## [Given request]
Give every line of the material again, exactly as written.

════

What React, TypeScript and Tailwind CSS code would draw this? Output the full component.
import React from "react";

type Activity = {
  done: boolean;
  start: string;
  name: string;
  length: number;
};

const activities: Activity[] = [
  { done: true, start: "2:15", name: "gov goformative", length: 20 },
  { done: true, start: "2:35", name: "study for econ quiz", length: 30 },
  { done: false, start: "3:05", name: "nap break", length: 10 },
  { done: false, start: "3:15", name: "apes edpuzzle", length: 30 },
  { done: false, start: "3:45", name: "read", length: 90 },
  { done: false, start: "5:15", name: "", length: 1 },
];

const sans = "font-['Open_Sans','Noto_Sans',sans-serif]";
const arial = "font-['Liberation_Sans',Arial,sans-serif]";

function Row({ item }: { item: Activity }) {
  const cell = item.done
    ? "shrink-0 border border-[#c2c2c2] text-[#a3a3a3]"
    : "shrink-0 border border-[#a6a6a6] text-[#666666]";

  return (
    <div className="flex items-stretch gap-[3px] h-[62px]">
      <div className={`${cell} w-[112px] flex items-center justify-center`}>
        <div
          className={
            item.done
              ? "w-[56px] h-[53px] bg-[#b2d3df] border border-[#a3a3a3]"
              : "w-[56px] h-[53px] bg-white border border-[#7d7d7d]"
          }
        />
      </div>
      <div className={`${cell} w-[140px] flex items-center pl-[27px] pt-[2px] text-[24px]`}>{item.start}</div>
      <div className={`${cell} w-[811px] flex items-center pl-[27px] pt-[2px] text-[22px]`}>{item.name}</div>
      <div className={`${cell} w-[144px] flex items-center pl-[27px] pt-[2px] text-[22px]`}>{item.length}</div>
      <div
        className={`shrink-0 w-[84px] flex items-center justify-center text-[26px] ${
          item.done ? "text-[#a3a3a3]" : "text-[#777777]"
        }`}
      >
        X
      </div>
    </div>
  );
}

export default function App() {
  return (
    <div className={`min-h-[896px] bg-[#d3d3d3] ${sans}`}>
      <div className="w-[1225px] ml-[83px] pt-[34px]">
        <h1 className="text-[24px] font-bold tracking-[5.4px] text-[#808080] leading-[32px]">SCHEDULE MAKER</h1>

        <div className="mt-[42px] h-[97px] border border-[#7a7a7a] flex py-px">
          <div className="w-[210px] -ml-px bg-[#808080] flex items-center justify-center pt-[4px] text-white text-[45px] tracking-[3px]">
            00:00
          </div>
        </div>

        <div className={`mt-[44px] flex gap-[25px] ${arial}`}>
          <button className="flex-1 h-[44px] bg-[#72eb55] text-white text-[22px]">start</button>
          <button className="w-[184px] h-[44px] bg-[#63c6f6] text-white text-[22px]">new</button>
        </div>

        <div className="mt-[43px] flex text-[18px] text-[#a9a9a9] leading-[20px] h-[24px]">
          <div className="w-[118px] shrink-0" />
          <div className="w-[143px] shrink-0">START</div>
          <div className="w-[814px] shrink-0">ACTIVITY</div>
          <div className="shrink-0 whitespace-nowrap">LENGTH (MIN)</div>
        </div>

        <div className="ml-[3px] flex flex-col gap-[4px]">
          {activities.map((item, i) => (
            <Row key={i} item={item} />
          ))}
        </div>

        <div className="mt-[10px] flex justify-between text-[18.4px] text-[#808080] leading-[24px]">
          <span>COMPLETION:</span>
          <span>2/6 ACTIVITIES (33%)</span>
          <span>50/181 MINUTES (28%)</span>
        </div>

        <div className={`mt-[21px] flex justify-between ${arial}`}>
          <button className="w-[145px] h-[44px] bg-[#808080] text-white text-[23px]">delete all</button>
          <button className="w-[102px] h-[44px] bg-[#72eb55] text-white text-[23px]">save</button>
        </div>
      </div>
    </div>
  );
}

════

## [Response]
What React, TypeScript and Tailwind CSS code would draw this? Output the full component.
import React from "react";

type Activity = {
  done: boolean;
  start: string;
  name: string;
  length: number;
};

const activities: Activity[] = [
  { done: true, start: "2:15", name: "gov goformative", length: 20 },
  { done: true, start: "2:35", name: "study for econ quiz", length: 30 },
  { done: false, start: "3:05", name: "nap break", length: 10 },
  { done: false, start: "3:15", name: "apes edpuzzle", length: 30 },
  { done: false, start: "3:45", name: "read", length: 90 },
  { done: false, start: "5:15", name: "", length: 1 },
];

const sans = "font-['Open_Sans','Noto_Sans',sans-serif]";
const arial = "font-['Liberation_Sans',Arial,sans-serif]";

function Row({ item }: { item: Activity }) {
  const cell = item.done
    ? "shrink-0 border border-[#c2c2c2] text-[#a3a3a3]"
    : "shrink-0 border border-[#a6a6a6] text-[#666666]";

  return (
    <div className="flex items-stretch gap-[3px] h-[62px]">
      <div className={`${cell} w-[112px] flex items-center justify-center`}>
        <div
          className={
            item.done
              ? "w-[56px] h-[53px] bg-[#b2d3df] border border-[#a3a3a3]"
              : "w-[56px] h-[53px] bg-white border border-[#7d7d7d]"
          }
        />
      </div>
      <div className={`${cell} w-[140px] flex items-center pl-[27px] pt-[2px] text-[24px]`}>{item.start}</div>
      <div className={`${cell} w-[811px] flex items-center pl-[27px] pt-[2px] text-[22px]`}>{item.name}</div>
      <div className={`${cell} w-[144px] flex items-center pl-[27px] pt-[2px] text-[22px]`}>{item.length}</div>
      <div
        className={`shrink-0 w-[84px] flex items-center justify-center text-[26px] ${
          item.done ? "text-[#a3a3a3]" : "text-[#777777]"
        }`}
      >
        X
      </div>
    </div>
  );
}

export default function App() {
  return (
    <div className={`min-h-[896px] bg-[#d3d3d3] ${sans}`}>
      <div className="w-[1225px] ml-[83px] pt-[34px]">
        <h1 className="text-[24px] font-bold tracking-[5.4px] text-[#808080] leading-[32px]">SCHEDULE MAKER</h1>

        <div className="mt-[42px] h-[97px] border border-[#7a7a7a] flex py-px">
          <div className="w-[210px] -ml-px bg-[#808080] flex items-center justify-center pt-[4px] text-white text-[45px] tracking-[3px]">
            00:00
          </div>
        </div>

        <div className={`mt-[44px] flex gap-[25px] ${arial}`}>
          <button className="flex-1 h-[44px] bg-[#72eb55] text-white text-[22px]">start</button>
          <button className="w-[184px] h-[44px] bg-[#63c6f6] text-white text-[22px]">new</button>
        </div>

        <div className="mt-[43px] flex text-[18px] text-[#a9a9a9] leading-[20px] h-[24px]">
          <div className="w-[118px] shrink-0" />
          <div className="w-[143px] shrink-0">START</div>
          <div className="w-[814px] shrink-0">ACTIVITY</div>
          <div className="shrink-0 whitespace-nowrap">LENGTH (MIN)</div>
        </div>

        <div className="ml-[3px] flex flex-col gap-[4px]">
          {activities.map((item, i) => (
            <Row key={i} item={item} />
          ))}
        </div>

        <div className="mt-[10px] flex justify-between text-[18.4px] text-[#808080] leading-[24px]">
          <span>COMPLETION:</span>
          <span>2/6 ACTIVITIES (33%)</span>
          <span>50/181 MINUTES (28%)</span>
        </div>

        <div className={`mt-[21px] flex justify-between ${arial}`}>
          <button className="w-[145px] h-[44px] bg-[#808080] text-white text-[23px]">delete all</button>
          <button className="w-[102px] h-[44px] bg-[#72eb55] text-white text-[23px]">save</button>
        </div>
      </div>
    </div>
  );
}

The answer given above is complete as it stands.